** start **

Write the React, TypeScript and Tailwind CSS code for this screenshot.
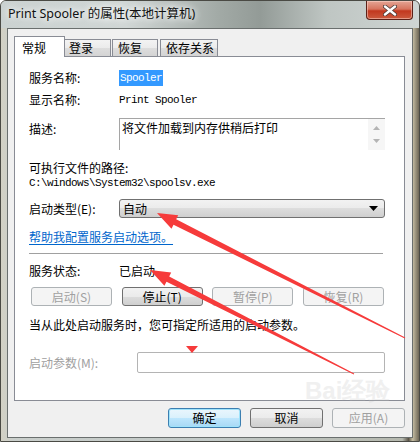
import React from 'react';

type Pt = [number, number];

// tapered annotation arrow, thick at the head, thin at the tail
function arrowPoints(tip: Pt, tail: Pt, headLen = 20, headHalf = 7.5, shaft = 3, end = 0.4) {
  const dx = tail[0] - tip[0];
  const dy = tail[1] - tip[1];
  const len = Math.hypot(dx, dy);
  const ux = dx / len;
  const uy = dy / len;
  const nx = -uy;
  const ny = ux;
  const bx = tip[0] + ux * headLen;
  const by = tip[1] + uy * headLen;
  const pts: Pt[] = [
    tip,
    [bx + nx * headHalf, by + ny * headHalf],
    [bx + nx * shaft, by + ny * shaft],
    [tail[0] + nx * end, tail[1] + ny * end],
    [tail[0] - nx * end, tail[1] - ny * end],
    [bx - nx * shaft, by - ny * shaft],
    [bx - nx * headHalf, by - ny * headHalf],
  ];
  return pts.map((p) => `${p[0].toFixed(1)},${p[1].toFixed(1)}`).join(' ');
}

const btn =
  'h-[19px] w-[81px] rounded-[3px] border flex items-center justify-center text-[12px] leading-none';
const btnNormal =
  'border-[#707070] bg-[linear-gradient(#f2f2f2,#ebebeb_50%,#dddddd_50%,#cfcfcf)] text-black';
const btnDisabled = 'border-[#adb2b5] bg-[#f4f4f4] text-[#a0a0a0]';
const mono = "font-['Liberation_Mono',monospace] text-[11px] tracking-[-0.6px]";

export default function App() {
  return (
    <div className="relative w-[420px] h-[442px] overflow-hidden rounded-t-[6px] border border-[#4a4a44] bg-[linear-gradient(90deg,#d3d1c4_0%,#c9cecb_3%,#c3cac8_50%,#b5b8ae_96%,#5b5548_97.5%,#c4bca2_98.5%,#6d6656_100%)] font-['Noto_Sans_CJK_SC',sans-serif] text-[12px] text-black">
      {/* Title bar */}
      <div className="flex h-[27px] bg-[linear-gradient(90deg,#cbd2d1_0%,#d0d6d5_30%,#a2aaa6_52%,#939b97_62%,#bfc6c3_78%,#cfd5d3_100%)]">
        <div className="pl-[7px] pt-[5px] font-['Noto_Sans','Noto_Sans_CJK_SC',sans-serif] text-[12.5px] leading-[16px] text-[#111] [text-shadow:0_0_6px_#fff,0_0_10px_#fff]">
          Print Spooler 的属性(本地计算机)
        </div>
        <div className="ml-auto mr-[6px] h-[19px] w-[47px] rounded-b-[4px] border border-t-0 border-[#5c2118] bg-[linear-gradient(#e4a595,#d6745e_45%,#c2381f_55%,#cc5a3e)] flex items-center justify-center shadow-[inset_0_0_0_1px_rgba(255,220,210,0.5)]">
          <svg width="14" height="11" viewBox="0 0 14 11">
            <path d="M2 1.5 L12 9.5 M12 1.5 L2 9.5" stroke="#4a3a36" strokeWidth="4" strokeLinecap="round" />
            <path d="M2 1.5 L12 9.5 M12 1.5 L2 9.5" stroke="#ffffff" strokeWidth="2.4" strokeLinecap="round" />
          </svg>
        </div>
      </div>

      {/* Client area */}
      <div className="mx-[6px] h-[410px] border border-[#6a6f6e] bg-[#f0f0f0] pl-[6px] pr-[7px] pt-[7px]">
        {/* Tabs */}
        <div className="flex h-[20px] items-end">
          <div className="relative z-10 -mb-px flex h-[21px] w-[51px] items-start border border-b-0 border-[#898c95] bg-white pl-[7px] pt-[2px]">
            常规
          </div>
          <div className="flex h-[17px] w-[46px] items-center border border-l-0 border-b-0 border-[#898c95] bg-[linear-gradient(#f3f3f3,#ebebeb_50%,#dddddd_50%,#d4d4d4)] pl-[4px]">
            登录
          </div>
          <div className="ml-[1px] flex h-[17px] w-[46px] items-center border border-b-0 border-[#898c95] bg-[linear-gradient(#f3f3f3,#ebebeb_50%,#dddddd_50%,#d4d4d4)] pl-[5px]">
            恢复
          </div>
          <div className="ml-[2px] flex h-[17px] w-[58px] items-center border border-b-0 border-[#898c95] bg-[linear-gradient(#f3f3f3,#ebebeb_50%,#dddddd_50%,#d4d4d4)] pl-[5px]">
            依存关系
          </div>
        </div>

        {/* Tab page */}
        <div className="h-[345px] w-[391px] border border-[#898c95] bg-white pl-[14px]">
          <div className="mt-[13px] flex h-[16px] items-center">
            <span className="w-[90px]">服务名称:</span>
            <span className={`${mono} bg-[#3399ff] px-[1px] text-white`}>Spooler</span>
          </div>
          <div className="mt-[6px] flex h-[16px] items-center">
            <span className="w-[90px]">显示名称:</span>
            <span className={mono}>Print Spooler</span>
          </div>
          <div className="mt-[10px] flex h-[32px] items-start">
            <span className="w-[90px] pt-[3px] leading-[16px]">描述:</span>
            <div className="flex h-[32px] w-[266px] border-l border-t border-[#a5a5a5] border-b-[#f3f3f3] border-r-[#f3f3f3]">
              <div className="flex-1 pl-[2px] pt-[1px] leading-[16px]">将文件加载到内存供稍后打印</div>
              <div className="flex w-[17px] flex-col items-center justify-center gap-[9px] bg-[#f6f6f6]">
                <svg width="7" height="4" viewBox="0 0 7 4"><path d="M0 4 L3.5 0 L7 4 Z" fill="#b4b4b4" /></svg>
                <svg width="7" height="4" viewBox="0 0 7 4"><path d="M0 0 L3.5 4 L7 0 Z" fill="#b4b4b4" /></svg>
              </div>
            </div>
          </div>
          <div className="mt-[10px] flex h-[16px] items-center">可执行文件的路径:</div>
          <div className={`flex h-[14px] items-center ${mono}`}>C:\windows\System32\spoolsv.exe</div>
          <div className="mt-[9px] flex h-[19px] items-center">
            <span className="w-[90px]">启动类型(E):</span>
            <div className="flex h-[19px] w-[266px] items-center rounded-[3px] border border-[#707070] bg-[linear-gradient(#f2f2f2,#ebebeb_50%,#dddddd_50%,#cfcfcf)] pl-[3px] pr-[6px]">
              <span className="flex-1">自动</span>
              <svg width="9" height="5" viewBox="0 0 9 5"><path d="M0 0 L9 0 L4.5 5 Z" fill="#000" /></svg>
            </div>
          </div>
          <div className="mt-[11px] flex h-[16px] items-center">
            <span className="text-[#0066cc] underline underline-offset-[2px]">帮助我配置服务启动选项。</span>
          </div>
          <div className="mt-[8px] mr-[21px] h-px bg-[#a0a0a0]" />
          <div className="mt-[9px] flex h-[16px] items-center">
            <span className="w-[90px]">服务状态:</span>
            <span>已启动</span>
          </div>
          <div className="mt-[8px] ml-[2px] flex w-[353px] justify-between">
            <div className={`${btn} ${btnDisabled}`}>启动(S)</div>
            <div className={`${btn} ${btnNormal}`}>停止(T)</div>
            <div className={`${btn} ${btnDisabled}`}>暂停(P)</div>
            <div className={`${btn} ${btnDisabled}`}>恢复(R)</div>
          </div>
          <div className="mt-[11px] flex h-[16px] items-center">当从此处启动服务时，您可指定所适用的启动参数。</div>
          <div className="mt-[19px] flex h-[21px] items-center">
            <span className="w-[108px] text-[#a0a0a0]">启动参数(M):</span>
            <div className="h-[21px] w-[248px] rounded-[2px] border border-[#b4b4b4] bg-white" />
          </div>
        </div>

        {/* Dialog buttons */}
        <div className="mt-[7px] flex w-[391px] justify-end gap-[9px]">
          <div className="flex h-[20px] w-[73px] items-center justify-center rounded-[3px] border border-[#3c7fb1] bg-[linear-gradient(#eaf6fd,#d9f0fc_50%,#bee6fd_50%,#a7d9f5)] shadow-[inset_0_0_0_1px_#9fe3fb]">
            确定
          </div>
          <div className="flex h-[20px] w-[73px] items-center justify-center rounded-[3px] border border-[#707070] bg-[linear-gradient(#f2f2f2,#ebebeb_50%,#dddddd_50%,#cfcfcf)]">
            取消
          </div>
          <div className="flex h-[20px] w-[73px] items-center justify-center rounded-[3px] border border-[#adb2b5] bg-[#f4f4f4] text-[#a0a0a0]">
            应用(A)
          </div>
        </div>
      </div>

      {/* faint watermark */}
      <div className="pointer-events-none absolute left-[304px] top-[376px] flex flex-col items-start text-[#c4c4c4] opacity-25">
        <span className="font-['Liberation_Sans',sans-serif] text-[24px] font-bold leading-[28px]">Bai经验</span>
      </div>

      {/* red annotation arrows */}
      <svg className="pointer-events-none absolute left-[-1px] top-[-1px]" width="420" height="442" viewBox="0 0 420 442">
        <polygon points={arrowPoints([157, 213], [405, 338])} fill="#f63b3b" />
        <polygon points={arrowPoints([150, 270], [354, 374])} fill="#f63b3b" />
        <polygon points="186,346 198,346 192,353" fill="#f63b3b" />
      </svg>
    </div>
  );
}
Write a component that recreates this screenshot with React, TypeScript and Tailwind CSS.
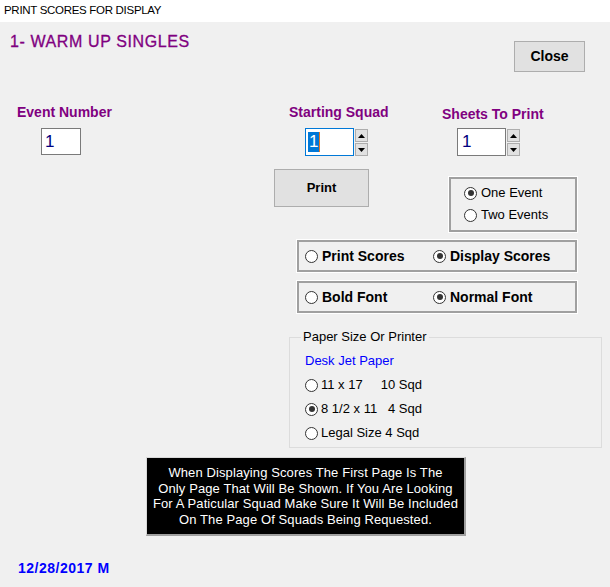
import React from 'react'

const sans = { fontFamily: '"Liberation Sans", Arial, sans-serif' }

const Radio = ({ checked }: { checked?: boolean }) => (
  <span className="flex h-[13px] w-[13px] shrink-0 items-center justify-center rounded-full border border-[#333333] bg-white">
    {checked && <span className="h-[6px] w-[6px] rounded-full bg-[#333333]" />}
  </span>
)

const Spinner = () => (
  <div className="ml-[1px] flex flex-col gap-[1px] pt-[1px]">
    <button className="flex h-[13px] w-[13px] items-center justify-center border border-[#adadad] bg-[#e1e1e1]">
      <svg width="7" height="4" viewBox="0 0 7 4">
        <path d="M3.5 0 L7 4 L0 4 Z" fill="#000" />
      </svg>
    </button>
    <button className="flex h-[13px] w-[13px] items-center justify-center border border-[#adadad] bg-[#e1e1e1]">
      <svg width="7" height="4" viewBox="0 0 7 4">
        <path d="M0 0 L7 0 L3.5 4 Z" fill="#000" />
      </svg>
    </button>
  </div>
)

const App = () => {
  return (
    <main className="h-[587px] w-[610px] overflow-hidden bg-[#f0f0f0] text-black" style={sans}>
      <header className="flex h-[22px] items-center bg-white pl-[4px] text-[11.5px] tracking-[-0.3px]">
        PRINT SCORES FOR DISPLAY
      </header>

      <section className="flex h-[50px] items-start">
        <h1 className="ml-[10px] mt-[10px] text-[16px] leading-[20px] tracking-[0.6px] text-[#800080] [-webkit-text-stroke:0.3px_#800080]">
          1- WARM UP SINGLES
        </h1>
        <button className="ml-auto mr-[25px] mt-[19px] h-[31px] w-[71px] border border-[#adadad] bg-[#e1e1e1] text-[14px] font-bold">
          Close
        </button>
      </section>

      <section className="mt-[32px] flex items-start text-[14px] font-bold leading-[16px] text-[#800080]">
        <div className="ml-[17px] w-[272px]">
          <div>Event Number</div>
          <div className="ml-[24px] mt-[8px] flex h-[27px] w-[40px] items-center border border-[#7a7a7a] bg-white pl-[3px] text-[17px] font-normal text-[#000080]">
            1
          </div>
        </div>
        <div className="w-[153px]">
          <div>Starting Squad</div>
          <div className="ml-[16px] mt-[8px] flex">
            <div className="flex h-[28px] w-[49px] items-center border border-[#0078d7] bg-white pl-[2px]">
              <span className="flex h-[20px] items-center bg-[#0078d7] px-[1px] text-[17px] font-normal text-white">1</span>
              <span className="h-[20px] w-[1px] bg-[#e87722]" />
            </div>
            <Spinner />
          </div>
        </div>
        <div>
          <div className="mt-[2px]">Sheets To Print</div>
          <div className="ml-[15px] mt-[6px] flex">
            <div className="flex h-[28px] w-[49px] items-center border border-[#7a7a7a] bg-white pl-[4px] text-[17px] font-normal text-[#000080]">
              1
            </div>
            <Spinner />
          </div>
        </div>
      </section>

      <section className="mt-[13px] flex items-start">
        <button className="ml-[274px] h-[38px] w-[95px] border border-[#adadad] bg-[#e1e1e1] text-[13px] font-bold">
          Print
        </button>
        <div className="ml-[80px] mt-[8px] flex h-[55px] w-[128px] flex-col gap-[6px] border-2 border-[#a0a0a0] pl-[13px] pt-[6px] text-[13px] shadow-[0_0_0_1px_#ffffff]">
          <label className="flex items-center gap-[4px] leading-[16px]">
            <Radio checked />
            One Event
          </label>
          <label className="flex items-center gap-[4px] leading-[16px]">
            <Radio />
            Two Events
          </label>
        </div>
      </section>

      <div className="ml-[297px] mt-[8px] flex h-[32px] w-[280px] items-center border-2 border-[#a0a0a0] pl-[6px] text-[14px] font-bold shadow-[0_0_0_1px_#ffffff]">
        <label className="flex w-[128px] items-center gap-[4px]">
          <Radio />
          Print Scores
        </label>
        <label className="flex items-center gap-[4px]">
          <Radio checked />
          Display Scores
        </label>
      </div>

      <div className="ml-[297px] mt-[9px] flex h-[32px] w-[280px] items-center border-2 border-[#a0a0a0] pl-[6px] text-[14px] font-bold shadow-[0_0_0_1px_#ffffff]">
        <label className="flex w-[128px] items-center gap-[4px]">
          <Radio />
          Bold Font
        </label>
        <label className="flex items-center gap-[4px]">
          <Radio checked />
          Normal Font
        </label>
      </div>

      <fieldset className="ml-[289px] mt-[16px] h-[119px] w-[313px] border border-[#dcdcdc] pl-[15px] text-[13px] leading-[16px]">
        <legend className="-ml-[4px] px-[2px]">Paper Size Or Printer</legend>
        <div className="mt-[8px] text-[#0000ff]">Desk Jet Paper</div>
        <div className="mt-[8px] flex flex-col gap-[8px]">
          <label className="flex items-center gap-[3px]">
            <Radio />
            <span className="whitespace-pre">11 x 17     10 Sqd</span>
          </label>
          <label className="flex items-center gap-[3px]">
            <Radio checked />
            <span className="whitespace-pre">8 1/2 x 11   4 Sqd</span>
          </label>
          <label className="flex items-center gap-[3px]">
            <Radio />
            <span>Legal Size 4 Sqd</span>
          </label>
        </div>
      </fieldset>

      <div className="ml-[146px] mt-[9px] flex h-[79px] w-[320px] flex-col items-center justify-center border-b-2 border-l border-r-2 border-t border-b-[#a0a0a0] border-l-[#d8d8d8] border-r-[#a0a0a0] border-t-[#d8d8d8] bg-black text-center text-[13px] leading-[15.5px] tracking-[0.1px] text-white">
        <p>When Displaying Scores The First Page Is The</p>
        <p>Only Page That Will Be Shown. If You Are Looking</p>
        <p>For A Paticular Squad Make Sure It Will Be Included</p>
        <p>On The Page Of Squads Being Requested.</p>
      </div>

      <div className="ml-[18px] mt-[22px] text-[14px] font-bold tracking-[0.5px] text-[#0000ff]">12/28/2017 M</div>
    </main>
  )
}

export default App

** end **

- [Exercise directions] Everything from the first line to the line with "type Pt = [number, number];" must be repeated exactly, and nothing else. Leave the pictures out.

- [Exercise response]
Write the React, TypeScript and Tailwind CSS code for this screenshot.
import React from 'react';

type Pt = [number, number];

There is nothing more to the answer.